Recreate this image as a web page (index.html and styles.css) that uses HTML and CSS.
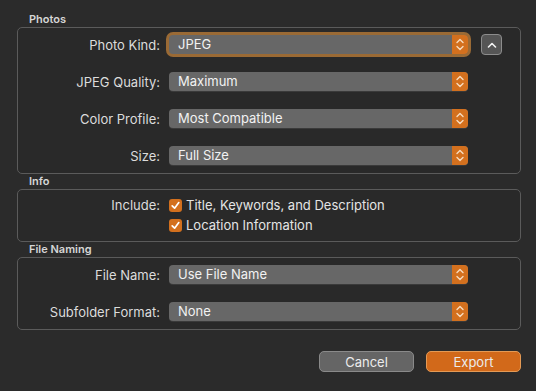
FILE: index.html
```html
<!DOCTYPE html>
<html lang="en">
<head>
    <meta charset="UTF-8">
    <title>Export</title>
    <link rel="stylesheet" href="styles.css">
</head>
<body>
    <div class="dialog">
        <div class="group-title">Photos</div>
        <div class="group">
            <div class="row">
                <span class="label">Photo Kind:</span>
                <div class="popup focused">JPEG<span class="stepper"></span></div>
                <button class="disclosure" type="button">
                    <svg width="10" height="6" viewBox="0 0 10 6"><path d="M1.5 5 L5 1.5 L8.5 5" fill="none" stroke="#f2f2f2" stroke-width="1.6" stroke-linecap="round" stroke-linejoin="round"/></svg>
                </button>
            </div>
            <div class="row">
                <span class="label">JPEG Quality:</span>
                <div class="popup">Maximum<span class="stepper"></span></div>
            </div>
            <div class="row">
                <span class="label">Color Profile:</span>
                <div class="popup">Most Compatible<span class="stepper"></span></div>
            </div>
            <div class="row">
                <span class="label">Size:</span>
                <div class="popup">Full Size<span class="stepper"></span></div>
            </div>
        </div>

        <div class="group-title">Info</div>
        <div class="group info">
            <div class="check-row">
                <span class="label">Include:</span>
                <label class="check"><span class="box"></span>Title, Keywords, and Description</label>
            </div>
            <div class="check-row">
                <span class="label"></span>
                <label class="check"><span class="box"></span>Location Information</label>
            </div>
        </div>

        <div class="group-title">File Naming</div>
        <div class="group">
            <div class="row">
                <span class="label">File Name:</span>
                <div class="popup">Use File Name<span class="stepper"></span></div>
            </div>
            <div class="row">
                <span class="label">Subfolder Format:</span>
                <div class="popup">None<span class="stepper"></span></div>
            </div>
        </div>

        <div class="buttons">
            <button class="btn cancel" type="button">Cancel</button>
            <button class="btn export" type="button">Export</button>
        </div>
    </div>
</body>
</html>
```

FILE: styles.css
```css
body {
    margin: 0;
    background-color: #2b2b2b;
    font-family: Inter, "Liberation Sans", Arial, sans-serif;
    font-size: 13px;
    color: #dcdcdc;
}
.dialog {
    padding: 12px 15px 0 17px;
}
.group-title {
    font-size: 11px;
    font-weight: 600;
    line-height: 15px;
    padding-left: 12px;
    color: #d6d6d6;
}
.group {
    border: 1px solid #5b5b5b;
    border-radius: 5px;
    background-color: #292929;
    padding: 7px 0 8px 0;
    display: flex;
    flex-direction: column;
    gap: 18px;
}
.row, .check-row {
    display: flex;
    align-items: center;
    height: 19px;
}
.label {
    width: 142px;
    margin-right: 9px;
    text-align: right;
    flex-shrink: 0;
}
.popup {
    position: relative;
    width: 299px;
    height: 19px;
    line-height: 19px;
    box-sizing: border-box;
    padding-left: 9px;
    background-color: #676767;
    border-radius: 4px;
    color: #f2f2f2;
    box-shadow: 0 1px 0 #3a3a3a;
}
.popup.focused {
    box-shadow: 0 0 0 3px #9a6a35;
}
.stepper {
    position: absolute;
    right: 0;
    top: 0;
    width: 16px;
    height: 19px;
    border-radius: 0 4px 4px 0;
    background-color: #d3701e;
    background-image: url("data:image/svg+xml;utf8,<svg xmlns='http://www.w3.org/2000/svg' width='16' height='19'><path d='M5 7.5 L8 4.5 L11 7.5 M5 11.5 L8 14.5 L11 11.5' fill='none' stroke='%23f6dcc0' stroke-width='1.4' stroke-linecap='round' stroke-linejoin='round'/></svg>");
}
.disclosure {
    margin-left: 13px;
    width: 21px;
    height: 21px;
    padding: 0;
    border: 1px solid #8c8c8c;
    border-radius: 4px;
    background-color: #555555;
    display: flex;
    align-items: center;
    justify-content: center;
}
.info {
    padding: 5px 0 6px 0;
    gap: 0;
}
.info .check-row {
    height: 20px;
}
.check {
    display: flex;
    align-items: center;
    gap: 4px;
    color: #e4e4e4;
}
.box {
    width: 13px;
    height: 13px;
    border-radius: 3px;
    background-color: #d3701e;
    background-image: url("data:image/svg+xml;utf8,<svg xmlns='http://www.w3.org/2000/svg' width='13' height='13'><path d='M3.2 6.8 L5.6 9.2 L9.8 3.6' fill='none' stroke='white' stroke-width='1.7' stroke-linecap='round' stroke-linejoin='round'/></svg>");
}
.buttons {
    display: flex;
    justify-content: flex-end;
    gap: 12px;
    margin-top: 21px;
}
.btn {
    width: 95px;
    height: 21px;
    font-family: Inter, "Liberation Sans", Arial, sans-serif;
    font-size: 13px;
    color: #ececec;
    border-radius: 5px;
    padding: 0;
}
.cancel {
    background-color: #656565;
    border: 1px solid #8a8a8a;
}
.export {
    background-color: #d2691a;
    border: 1px solid #e49a55;
}
```
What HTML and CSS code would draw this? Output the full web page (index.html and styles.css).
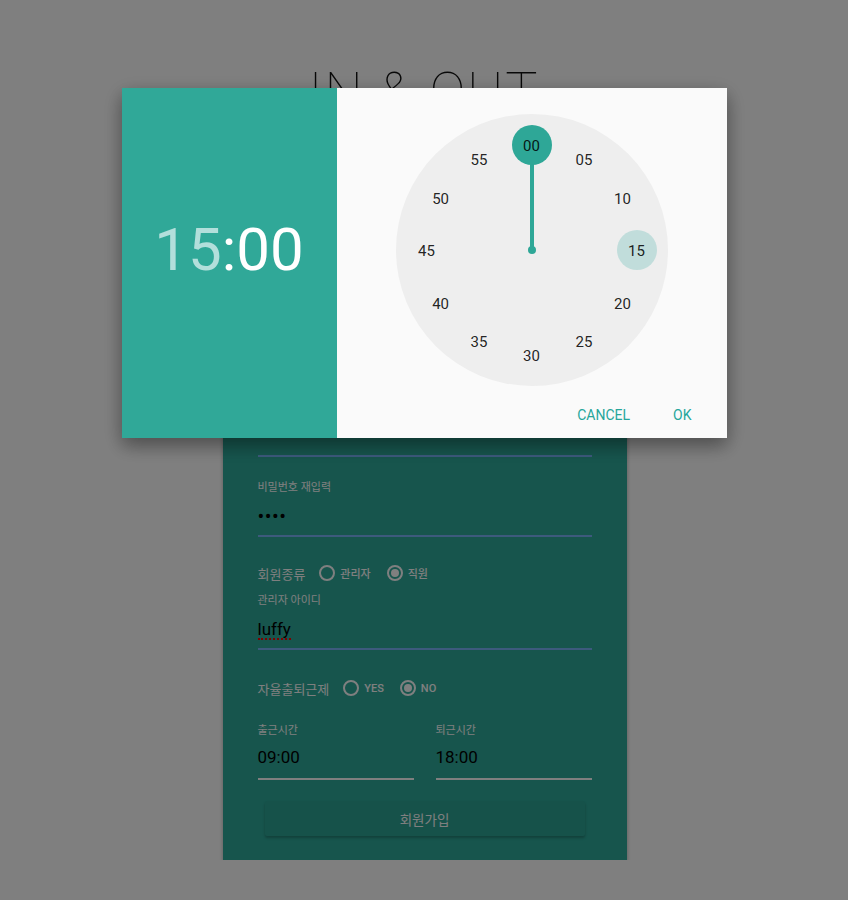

· · ·

**What to produce**
Copy each line in full and exactly, omitting any picture.

**Response to the exercise**
Recreate this image as a web page (index.html and styles.css) that uses HTML and CSS.
FILE: index.html
```html
<!DOCTYPE html>
<html lang="en">
<head>
    <meta charset="UTF-8">
    <title>Export</title>
    <link rel="stylesheet" href="styles.css">
</head>
<body>
    <div class="dialog">
        <div class="group-title">Photos</div>
        <div class="group">
            <div class="row">
                <span class="label">Photo Kind:</span>
                <div class="popup focused">JPEG<span class="stepper"></span></div>
                <button class="disclosure" type="button">
                    <svg width="10" height="6" viewBox="0 0 10 6"><path d="M1.5 5 L5 1.5 L8.5 5" fill="none" stroke="#f2f2f2" stroke-width="1.6" stroke-linecap="round" stroke-linejoin="round"/></svg>
                </button>
            </div>
            <div class="row">
                <span class="label">JPEG Quality:</span>
                <div class="popup">Maximum<span class="stepper"></span></div>
            </div>
            <div class="row">
                <span class="label">Color Profile:</span>
                <div class="popup">Most Compatible<span class="stepper"></span></div>
            </div>
            <div class="row">
                <span class="label">Size:</span>
                <div class="popup">Full Size<span class="stepper"></span></div>
            </div>
        </div>

        <div class="group-title">Info</div>
        <div class="group info">
            <div class="check-row">
                <span class="label">Include:</span>
                <label class="check"><span class="box"></span>Title, Keywords, and Description</label>
            </div>
            <div class="check-row">
                <span class="label"></span>
                <label class="check"><span class="box"></span>Location Information</label>
            </div>
        </div>

        <div class="group-title">File Naming</div>
        <div class="group">
            <div class="row">
                <span class="label">File Name:</span>
                <div class="popup">Use File Name<span class="stepper"></span></div>
            </div>
            <div class="row">
                <span class="label">Subfolder Format:</span>
                <div class="popup">None<span class="stepper"></span></div>
            </div>
        </div>

        <div class="buttons">
            <button class="btn cancel" type="button">Cancel</button>
            <button class="btn export" type="button">Export</button>
        </div>
    </div>
</body>
</html>
```

FILE: styles.css
```css
body {
    margin: 0;
    background-color: #2b2b2b;
    font-family: Inter, "Liberation Sans", Arial, sans-serif;
    font-size: 13px;
    color: #dcdcdc;
}
.dialog {
    padding: 12px 15px 0 17px;
}
.group-title {
    font-size: 11px;
    font-weight: 600;
    line-height: 15px;
    padding-left: 12px;
    color: #d6d6d6;
}
.group {
    border: 1px solid #5b5b5b;
    border-radius: 5px;
    background-color: #292929;
    padding: 7px 0 8px 0;
    display: flex;
    flex-direction: column;
    gap: 18px;
}
.row, .check-row {
    display: flex;
    align-items: center;
    height: 19px;
}
.label {
    width: 142px;
    margin-right: 9px;
    text-align: right;
    flex-shrink: 0;
}
.popup {
    position: relative;
    width: 299px;
    height: 19px;
    line-height: 19px;
    box-sizing: border-box;
    padding-left: 9px;
    background-color: #676767;
    border-radius: 4px;
    color: #f2f2f2;
    box-shadow: 0 1px 0 #3a3a3a;
}
.popup.focused {
    box-shadow: 0 0 0 3px #9a6a35;
}
.stepper {
    position: absolute;
    right: 0;
    top: 0;
    width: 16px;
    height: 19px;
    border-radius: 0 4px 4px 0;
    background-color: #d3701e;
    background-image: url("data:image/svg+xml;utf8,<svg xmlns='http://www.w3.org/2000/svg' width='16' height='19'><path d='M5 7.5 L8 4.5 L11 7.5 M5 11.5 L8 14.5 L11 11.5' fill='none' stroke='%23f6dcc0' stroke-width='1.4' stroke-linecap='round' stroke-linejoin='round'/></svg>");
}
.disclosure {
    margin-left: 13px;
    width: 21px;
    height: 21px;
    padding: 0;
    border: 1px solid #8c8c8c;
    border-radius: 4px;
    background-color: #555555;
    display: flex;
    align-items: center;
    justify-content: center;
}
.info {
    padding: 5px 0 6px 0;
    gap: 0;
}
.info .check-row {
    height: 20px;
}
.check {
    display: flex;
    align-items: center;
    gap: 4px;
    color: #e4e4e4;
}
.box {
    width: 13px;
    height: 13px;
    border-radius: 3px;
    background-color: #d3701e;
    background-image: url("data:image/svg+xml;utf8,<svg xmlns='http://www.w3.org/2000/svg' width='13' height='13'><path d='M3.2 6.8 L5.6 9.2 L9.8 3.6' fill='none' stroke='white' stroke-width='1.7' stroke-linecap='round' stroke-linejoin='round'/></svg>");
}
.buttons {
    display: flex;
    justify-content: flex-end;
    gap: 12px;
    margin-top: 21px;
}
.btn {
    width: 95px;
    height: 21px;
    font-family: Inter, "Liberation Sans", Arial, sans-serif;
    font-size: 13px;
    color: #ececec;
    border-radius: 5px;
    padding: 0;
}
.cancel {
    background-color: #656565;
    border: 1px solid #8a8a8a;
}
.export {
    background-color: #d2691a;
    border: 1px solid #e49a55;
}
```
What HTML and CSS code would draw this? Output the full web page (index.html and styles.css).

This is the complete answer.